THE TASK> Transcribe all of the material exactly. Any picture in it should be left out.

## Start DATA SEGMENT

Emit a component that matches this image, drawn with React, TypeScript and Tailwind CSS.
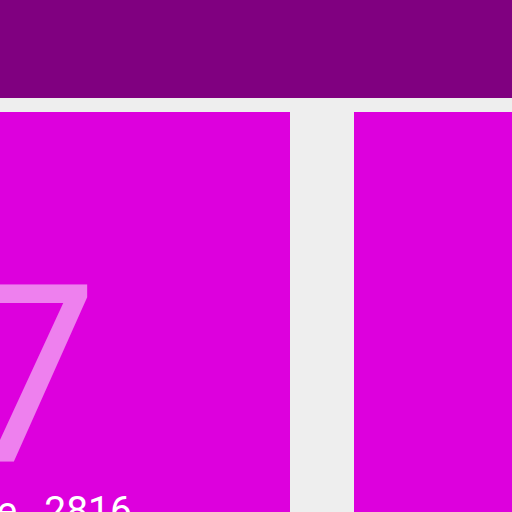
export default function App() {
  return (
    <div className="w-[512px] h-[512px] overflow-hidden bg-[#eeeeee] flex flex-col" style={{ fontFamily: "Roboto, sans-serif" }}>
      <div className="h-[98px] shrink-0 bg-[#800080]" />
      <div className="flex gap-[64px] pt-[14px] flex-1 min-h-0">
        <div className="w-[290px] shrink-0 bg-[#dd00dd] overflow-hidden flex flex-col">
          <div className="ml-[-42px] mt-[141px] flex flex-col whitespace-nowrap" style={{ fontFamily: "Roboto, sans-serif" }}>
            <span className="text-[249px] leading-none text-white/50">7</span>
            <div className="flex gap-[27px] ml-[-26px] mt-[-10px] text-[39px] leading-none text-white">
              <span>June</span>
              <span>2816</span>
            </div>
          </div>
        </div>
        <div className="flex-1 bg-[#dd00dd]" />
      </div>
    </div>
  );
}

## End DATA SEGMENT

RESULT>
Emit a component that matches this image, drawn with React, TypeScript and Tailwind CSS.
export default function App() {
  return (
    <div className="w-[512px] h-[512px] overflow-hidden bg-[#eeeeee] flex flex-col" style={{ fontFamily: "Roboto, sans-serif" }}>
      <div className="h-[98px] shrink-0 bg-[#800080]" />
      <div className="flex gap-[64px] pt-[14px] flex-1 min-h-0">
        <div className="w-[290px] shrink-0 bg-[#dd00dd] overflow-hidden flex flex-col">
          <div className="ml-[-42px] mt-[141px] flex flex-col whitespace-nowrap" style={{ fontFamily: "Roboto, sans-serif" }}>
            <span className="text-[249px] leading-none text-white/50">7</span>
            <div className="flex gap-[27px] ml-[-26px] mt-[-10px] text-[39px] leading-none text-white">
              <span>June</span>
              <span>2816</span>
            </div>
          </div>
        </div>
        <div className="flex-1 bg-[#dd00dd]" />
      </div>
    </div>
  );
}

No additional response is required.